Supreme Court Orders Review in Georgia Death Row Case
Tuesday, August 18, 2009
The Supreme Court on Monday took the rare step of ordering a federal judge to consider the innocence claims of condemned Georgia prisoner Troy Anthony Davis, who has mounted a global campaign to declare he was wrongfully convicted of murder and barred by federal law from presenting the evidence that would prove it.
The court interrupted its summer recess to order a new hearing to determine "whether evidence that could not have been obtained at the time of trial clearly establishes" Davis's innocence.
Davis has come close to execution several times since he was convicted of the 1989 killing of off-duty Savannah police officer Mark Allen MacPhail.

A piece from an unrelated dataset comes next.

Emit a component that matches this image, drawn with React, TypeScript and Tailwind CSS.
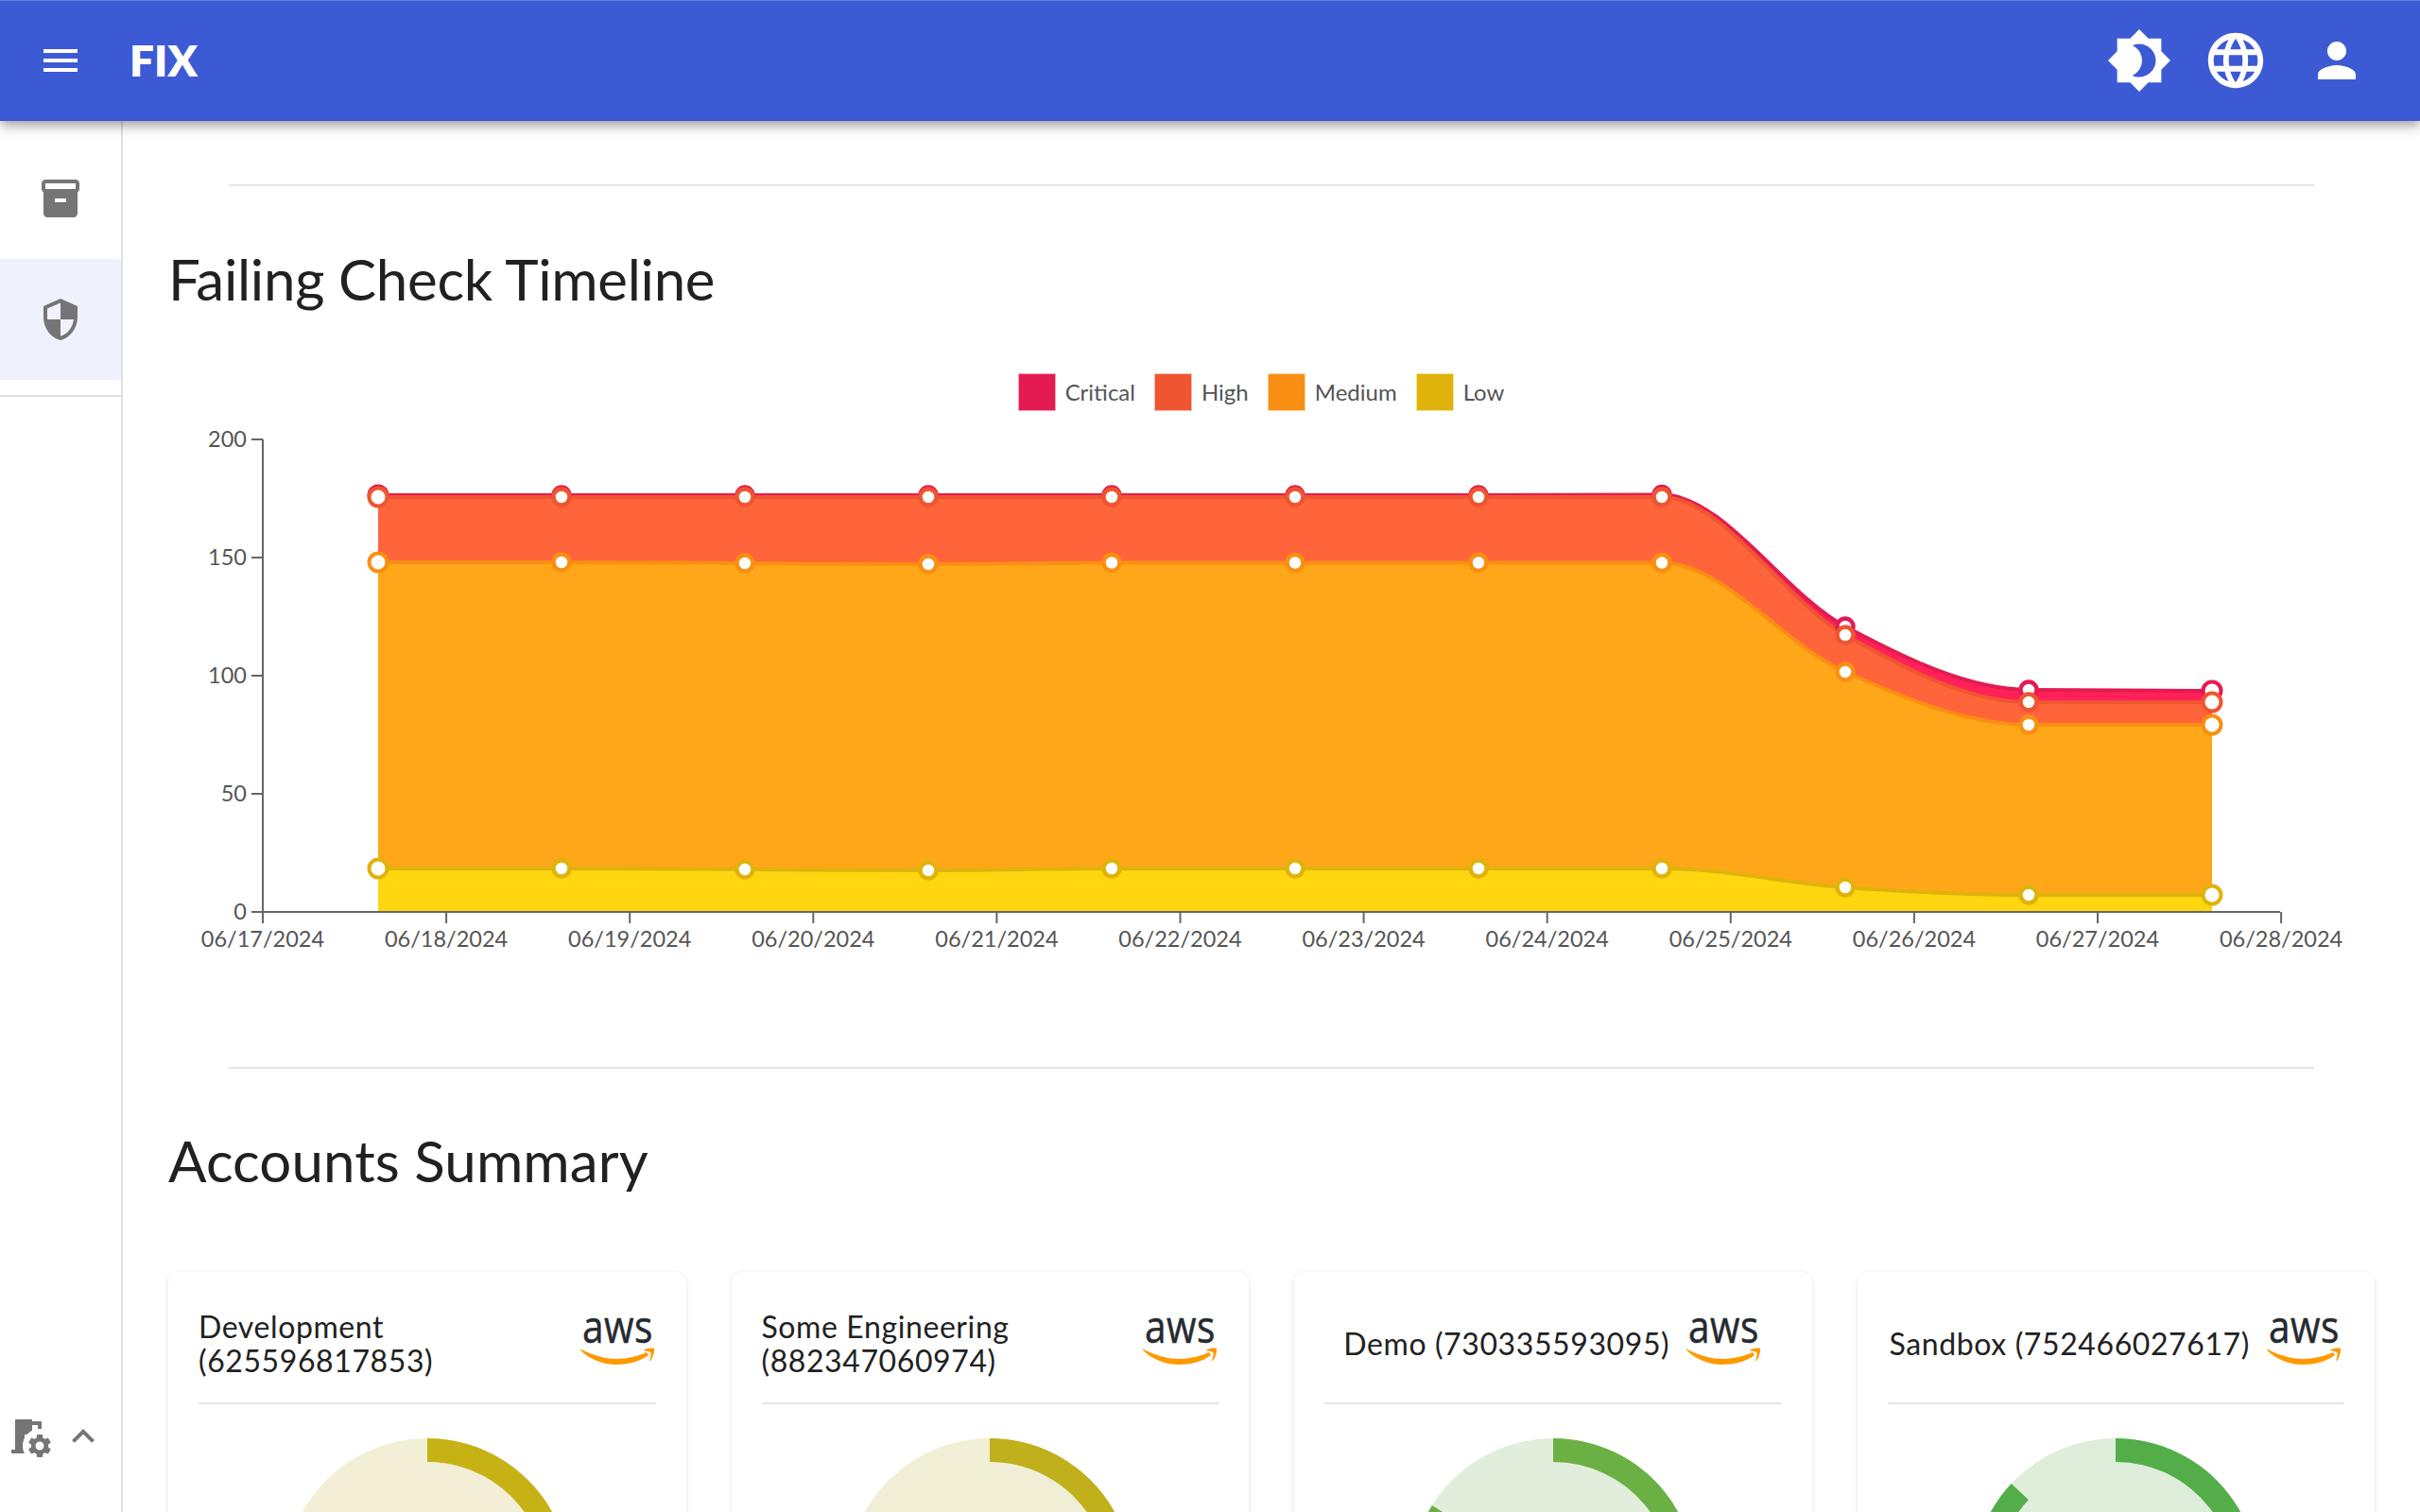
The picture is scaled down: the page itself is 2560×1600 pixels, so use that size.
import React from "react";

const xs = Array.from({ length: 11 }, (_, i) => 400 + 194 * i);

const series = [
  { name: "Critical", line: "#e41b52", area: "#ff2158", ys: [524, 524, 524, 524, 524, 524, 524, 523.5, 663, 730, 731] },
  { name: "High", line: "#ee5530", area: "#ff643b", ys: [526, 526, 526, 526, 526, 526, 526, 526, 672, 743, 743] },
  { name: "Medium", line: "#f98f12", area: "#ffa719", ys: [595, 595, 596, 597, 595.5, 595.5, 595.5, 595.5, 711, 767, 767] },
  { name: "Low", line: "#dfb30b", area: "#ffd60f", ys: [919, 919, 920, 921, 919, 919, 919, 919, 939, 947, 947] },
];

function monotonePath(px: number[], py: number[]) {
  const n = px.length;
  const h: number[] = [];
  const s: number[] = [];
  for (let i = 0; i < n - 1; i++) {
    h[i] = px[i + 1] - px[i];
    s[i] = (py[i + 1] - py[i]) / h[i];
  }
  const sign = (v: number) => (v < 0 ? -1 : 1);
  const t: number[] = [];
  for (let i = 1; i < n - 1; i++) {
    const p = (s[i - 1] * h[i] + s[i] * h[i - 1]) / (h[i - 1] + h[i]);
    t[i] = (sign(s[i - 1]) + sign(s[i])) * Math.min(Math.abs(s[i - 1]), Math.abs(s[i]), 0.5 * Math.abs(p)) || 0;
  }
  t[0] = (3 * s[0] - t[1]) / 2;
  t[n - 1] = (3 * s[n - 2] - t[n - 2]) / 2;
  let d = `M${px[0]} ${py[0]}`;
  for (let i = 0; i < n - 1; i++) {
    const dx = h[i] / 3;
    d += `C${px[i] + dx} ${py[i] + dx * t[i]} ${px[i + 1] - dx} ${py[i + 1] - dx * t[i + 1]} ${px[i + 1]} ${py[i + 1]}`;
  }
  return d;
}

const ticksX = ["06/17/2024", "06/18/2024", "06/19/2024", "06/20/2024", "06/21/2024", "06/22/2024", "06/23/2024", "06/24/2024", "06/25/2024", "06/26/2024", "06/27/2024", "06/28/2024"];
const ticksY = [200, 150, 100, 50, 0];

function Chart() {
  return (
    <svg viewBox="178 445 2334 565" width={2334} height={565} className="block">
      {series.map((s) => {
        const line = monotonePath(xs, s.ys);
        return <path key={s.name} d={`${line}L2340 965L400 965Z`} fill={s.area} />;
      })}
      {series.map((s) => (
        <path key={s.name} d={monotonePath(xs, s.ys)} fill="none" stroke={s.line} strokeWidth={4} />
      ))}
      <g stroke="#666666" strokeWidth={2}>
        <line x1={278} y1={465} x2={278} y2={977} />
        <line x1={266} y1={965} x2={2412} y2={965} />
        {ticksY.map((t) => (
          <line key={t} x1={266} x2={278} y1={965 - t * 2.5} y2={965 - t * 2.5} />
        ))}
        {ticksX.map((t, i) => (
          <line key={t} x1={278 + i * 194.1} x2={278 + i * 194.1} y1={965} y2={977} />
        ))}
      </g>
      <g fill="#555555" fontSize={23.5}>
        {ticksY.map((t) => (
          <text key={t} x={261} y={973 - t * 2.5} textAnchor="end">{t}</text>
        ))}
        {ticksX.map((t, i) => (
          <text key={t} x={278 + i * 194.1} y={1002} textAnchor="middle">{t}</text>
        ))}
      </g>
      {series.map((s) =>
        s.ys.map((y, i) => {
          const edge = i === 0 || i === 10;
          return <circle key={s.name + i} cx={xs[i]} cy={y} r={edge ? 9.5 : 8.5} fill="#ffffff" stroke={s.line} strokeWidth={edge ? 4 : 4.5} />;
        })
      )}
    </svg>
  );
}

function Icon({ d, size, className }: { d: string; size: number; className?: string }) {
  return (
    <svg viewBox="0 0 24 24" width={size} height={size} className={className} fill="currentColor">
      <path d={d} />
    </svg>
  );
}

function AwsLogo() {
  return (
    <svg viewBox="0 -24 92 104" width={92} height={104} className="shrink-0 -mr-[12px]">
      <text x={2} y={27} fontSize={47} fill="#252a30" stroke="#252a30" strokeWidth={0.5} textLength={75} lengthAdjust="spacingAndGlyphs" style={{ fontFamily: "'Open Sans', sans-serif" }}>aws</text>
      <path d="M0 33.5C14 41 28 44 38 44C50 44 61 41 70 37L72 40C63 47 49 50 38 50C23 50 9 44 0 34.5Z" fill="#ff9900" />
      <path d="M67 34.5C70 33 75 32 78 33C78.5 36 77 42 74 46C73.5 46.5 73 46 73.2 45.5C74 43 75 39 74.5 37.5C73 36 70 35.5 67.5 35.5Z" fill="#ff9900" />
    </svg>
  );
}

function Donut({ angle, pale, color }: { angle: number; pale: string; color: string }) {
  const R = 151;
  const r = 126;
  const a = (angle * Math.PI) / 180;
  const large = angle > 180 ? 1 : 0;
  const ox = R * Math.sin(a);
  const oy = -R * Math.cos(a);
  const ix = r * Math.sin(a);
  const iy = -r * Math.cos(a);
  return (
    <svg viewBox="-151 -151 302 302" width={302} height={302} className="block mx-auto">
      <circle cx={0} cy={0} r={R} fill={pale} />
      <path d={`M0 ${-R}A${R} ${R} 0 ${large} 1 ${ox} ${oy}L${ix} ${iy}A${r} ${r} 0 ${large} 0 0 ${-r}Z`} fill={color} />
    </svg>
  );
}

const cards = [
  { title: "Development (625596817853)", angle: 130, pale: "#f2efd6", color: "#c6b215" },
  { title: "Some Engineering (882347060974)", angle: 130, pale: "#f1eed6", color: "#bfb01c" },
  { title: "Demo (730335593095)", angle: 302, pale: "#e1eedb", color: "#6bb043" },
  { title: "Sandbox (752466027617)", angle: 313, pale: "#dfeddb", color: "#53ae49" },
];

const legend = series.map((s) => ({ name: s.name, color: s.line }));

export default function App() {
  return (
    <div className="h-screen overflow-hidden flex flex-col bg-white text-[#212121] font-['Lato',sans-serif]">
      <header className="relative z-10 h-[128px] shrink-0 flex items-center bg-[#3d5ad5] text-white shadow-[inset_0_1px_0_#6179dd,0_4px_8px_-2px_rgba(0,0,0,0.2),0_8px_10px_0_rgba(0,0,0,0.14),0_2px_20px_0_rgba(0,0,0,0.12)]">
        <Icon className="ml-[40px]" size={48} d="M3 18h18v-2H3v2zm0-5h18v-2H3v2zm0-7v2h18V6H3z" />
        <span className="ml-[49px] text-[46px] font-extrabold leading-none pb-[1px]">FIX</span>
        <div className="ml-auto flex items-center">
          <Icon size={70} d="M20 8.69V4h-4.69L12 .69 8.69 4H4v4.69L.69 12 4 15.31V20h4.69L12 23.31 15.31 20H20v-4.69L23.31 12 20 8.69zM12 18c-.89 0-1.74-.2-2.5-.55C11.56 16.5 13 14.42 13 12s-1.44-4.5-3.5-5.45C10.26 6.2 11.11 6 12 6c3.31 0 6 2.69 6 6s-2.69 6-6 6z" />
          <Icon className="ml-[32px]" size={70} d="M11.99 2C6.47 2 2 6.48 2 12s4.47 10 9.99 10C17.52 22 22 17.52 22 12S17.52 2 11.99 2zm6.93 6h-2.95c-.32-1.25-.78-2.45-1.38-3.56 1.84.63 3.37 1.91 4.33 3.56zM12 4.04c.83 1.2 1.48 2.53 1.91 3.96h-3.82c.43-1.43 1.08-2.76 1.91-3.96zM4.26 14C4.1 13.36 4 12.69 4 12s.1-1.36.26-2h3.38c-.08.66-.14 1.32-.14 2 0 .68.06 1.34.14 2H4.26zm.82 2h2.95c.32 1.25.78 2.45 1.38 3.56-1.84-.63-3.37-1.9-4.33-3.56zm2.95-8H5.08c.96-1.66 2.49-2.93 4.33-3.56C8.81 5.55 8.35 6.75 8.03 8zM12 19.96c-.83-1.2-1.48-2.53-1.91-3.96h3.82c-.43 1.43-1.08 2.76-1.91 3.96zM14.34 14H9.66c-.09-.66-.16-1.32-.16-2 0-.68.07-1.35.16-2h4.68c.09.65.16 1.32.16 2 0 .68-.07 1.34-.16 2zm.25 5.56c.6-1.11 1.06-2.31 1.38-3.56h2.95c-.96 1.65-2.49 2.93-4.33 3.56zM16.36 14c.08-.66.14-1.32.14-2 0-.68-.06-1.34-.14-2h3.38c.16.64.26 1.31.26 2s-.1 1.36-.26 2h-3.38z" />
          <Icon className="ml-[42px] mr-[58px]" size={60} d="M12 12c2.21 0 4-1.79 4-4s-1.79-4-4-4-4 1.79-4 4 1.79 4 4 4zm0 2c-2.67 0-8 1.34-8 4v2h16v-2c0-2.66-5.33-4-8-4z" />
        </div>
      </header>

      <div className="flex flex-1 min-h-0">
        <aside className="w-[130px] shrink-0 border-r-2 border-[#e0e0e0] flex flex-col text-[#757575]">
          <div className="pt-[18px] border-b-2 border-[#e0e0e0] pb-[16px] w-[128px]">
            <div className="h-[128px] flex items-center justify-center">
              <Icon size={48} d="M20 2H4c-1 0-2 .9-2 2v3.01c0 .72.43 1.34 1 1.69V20c0 1.1 1.1 2 2 2h14c.9 0 2-.9 2-2V8.7c.57-.35 1-.97 1-1.69V4c0-1.1-1-2-2-2zm-5 12H9v-2h6v2zm5-7H4V4h16v3z" />
            </div>
            <div className="h-[128px] flex items-center justify-center bg-[#eff1fc]">
              <Icon size={48} d="M12 1L3 5v6c0 5.55 3.84 10.74 9 12 5.16-1.26 9-6.45 9-12V5l-9-4zm0 10.99h7c-.53 4.12-3.28 7.79-7 8.94V12H5V6.3l7-3.11v8.8z" />
            </div>
          </div>
          <div className="mt-auto mb-[56px] flex items-center pl-[6px]">
            <span className="relative block w-[48px] h-[48px]">
              <Icon size={48} d="M14 6v15H3v-2h2V3h9v1h5v15h2v2h-4V6h-3zm-4 5v2h2v-2h-2z" />
              <span className="absolute left-[18px] top-[16px] w-[36px] h-[36px] flex items-center justify-center rounded-full bg-white">
                <Icon size={30} d="M19.14 12.94c.04-.3.06-.61.06-.94 0-.32-.02-.64-.07-.94l2.03-1.58c.18-.14.23-.41.12-.61l-1.92-3.32c-.12-.22-.37-.29-.59-.22l-2.39.96c-.5-.38-1.03-.7-1.62-.94l-.36-2.54c-.04-.24-.24-.41-.48-.41h-3.84c-.24 0-.43.17-.47.41l-.36 2.54c-.59.24-1.13.57-1.62.94l-2.39-.96c-.22-.08-.47 0-.59.22L2.74 8.87c-.12.21-.08.47.12.61l2.03 1.58c-.05.3-.09.63-.09.94s.02.64.07.94l-2.03 1.58c-.18.14-.23.41-.12.61l1.92 3.32c.12.22.37.29.59.22l2.39-.96c.5.38 1.03.7 1.62.94l.36 2.54c.05.24.24.41.48.41h3.84c.24 0 .44-.17.47-.41l.36-2.54c.59-.24 1.13-.56 1.62-.94l2.39.96c.22.08.47 0 .59-.22l1.92-3.32c.12-.22.07-.47-.12-.61l-2.01-1.58zM12 15.6c-1.98 0-3.6-1.62-3.6-3.6s1.62-3.6 3.6-3.6 3.6 1.62 3.6 3.6-1.62 3.6-3.6 3.6z" />
              </span>
            </span>
            <Icon className="ml-[10px]" size={48} d="M12 8l-6 6 1.41 1.41L12 10.83l4.59 4.58L18 14z" />
          </div>
        </aside>

        <main className="flex-1 min-w-0 overflow-hidden px-[48px] pt-[67px]">
          <div className="mx-[64px] h-[2px] bg-[#e5e5e5]" />
          <h2 className="mt-[62px] text-[60px] leading-[72px] font-normal tracking-[-0.3px]">Failing Check Timeline</h2>
          <div className="mt-[64px] flex justify-center pr-[22px] text-[24px] leading-[40px] text-[#555555]">
            {legend.map((l) => (
              <div key={l.name} className="flex items-center mr-[20px] last:mr-0">
                <span className="w-[40px] h-[40px] border border-white/60" style={{ backgroundColor: l.color }} />
                <span className="ml-[10px]">{l.name}</span>
              </div>
            ))}
          </div>
          <div className="mt-[10px]">
            <Chart />
          </div>
          <div className="mt-[119px] mx-[64px] h-[2px] bg-[#e5e5e5]" />
          <h2 className="mt-[61px] text-[60px] leading-[72px] font-normal tracking-[0.1px]">Accounts Summary</h2>
          <div className="mt-[82px] grid grid-cols-4 gap-[48px]">
            {cards.map((c) => (
              <section key={c.title} className="rounded-[10px] bg-white px-[32px] pt-[34px] pb-[32px] shadow-[0_2px_6px_rgba(0,0,0,0.1),0_0_2px_rgba(0,0,0,0.05)]">
                <div className="h-[84px] flex items-center justify-center gap-[18px] text-[32px] leading-[36px] tracking-[0.6px]">
                  <span>{c.title}</span>
                  <AwsLogo />
                </div>
                <div className="mt-[20px] h-[2px] bg-[#e5e5e5]" />
                <div className="mt-[36px]">
                  <Donut angle={c.angle} pale={c.pale} color={c.color} />
                </div>
              </section>
            ))}
          </div>
        </main>
      </div>
    </div>
  );
}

The case has spawned a national and international following, intense interest from Amnesty International and the NAACP, and support from Pope Benedict XVI, former president Jimmy Carter and Archbishop Desmond Tutu, among others.
Monday's court decision comes at a time when federal judges have complained that a law passed by Congress in 1996 to streamline the death penalty appeals process keeps them from getting to questions of innocence raised by condemned petitioners.
In Davis's case, liberal Judge Rosemary Barkett of the U.S. Court of Appeals for the 11th Circuit criticized the Antiterrorism and Effective Death Penalty Act's "thicket of procedural brambles," as well as her court's decision that the law barred Davis from presenting what he said is newfound evidence.
"AEDPA cannot possibly be applied when to do so would offend the Constitution and the fundamental concept of justice that an innocent man should not be executed," Barkett wrote in dissent.
Davis's lawyers filed a petition directly with the Supreme Court after lower federal courts said that, because he could point to no constitutional defects in the trial he received, he could not present new evidence that would show his innocence. Davis says that since his trial, seven of Georgia's nine key witnesses have recanted their testimony against him. He claims that the man who was the key witness against him was the actual shooter.
Justice Antonin Scalia objected to the court's decision to order a new hearing, an "extraordinary step" he said the court had not taken in nearly 50 years. Joined by Justice Clarence Thomas, he called the action a "fool's errand" and a "confusing exercise that can serve no purpose except to delay the state's execution of its lawful criminal judgment."
At the heart of the issue is what federal courts are to do with claims of innocence by those convicted in state courts, when there were no constitutional violations at trial.
"This court has never held that the Constitution forbids the execution of a convicted defendant who has had a full and fair trial but is later able to convince a habeas court that he is 'actually' innocent," Scalia wrote. "Quite to the contrary, we have repeatedly left that question unresolved."
But Justice John Paul Stevens, who countered Scalia's dissent in an opinion joined by Justices Ruth Bader Ginsburg and Stephen G. Breyer, said the "substantial risk of putting an innocent man to death clearly provides an adequate justification for holding an evidentiary hearing."
He suggested that it would be "arguably unconstitutional" for the federal law to not provide relief for a death row inmate who has established his innocence.
Newly installed Justice Sonia Sotomayor did not take part in the decision. The judgments of the other three justices -- Chief Justice John G. Roberts Jr. and Justices Anthony M. Kennedy and Samuel A. Alito Jr. -- were not indicated in the court's order, although presumably at least two of the three agreed with the decision to order the new hearing.
Deborah Denno, a death penalty expert at Fordham Law School, said the decision was "certainly significant" and shows that the court is "paying attention to cases on death row" in which inmates are claiming federal law restricts their ability to present new evidence.
Kent Scheidegger, a capital punishment proponent at the Criminal Justice Legal Foundation, said such claims "are quite rare," and that the court's "highly unusual action" posed no threat to the death penalty system.
Davis's lawyers believe they have established an impressive case for their client's innocence with the recantations and testimony from others that Davis was not the shooter. Scalia was not impressed, and he disputed the notion from Davis that no court has carefully considered his new claims.
"A state supreme court, a state board of pardons and paroles and a federal court of appeals have all considered the evidence Davis now presents and found it lacking," Scalia wrote.
But Stevens said that, under Scalia's argument, it would not matter how persuasive the evidence was. "Imagine a petitioner in Davis's situation who possesses new evidence conclusively and definitively proving, beyond any scintilla of doubt, that he is an innocent man," Stevens wrote. "The dissent's reasoning would allow such a petitioner to be put to death nonetheless. The court correctly refuses to endorse such reasoning."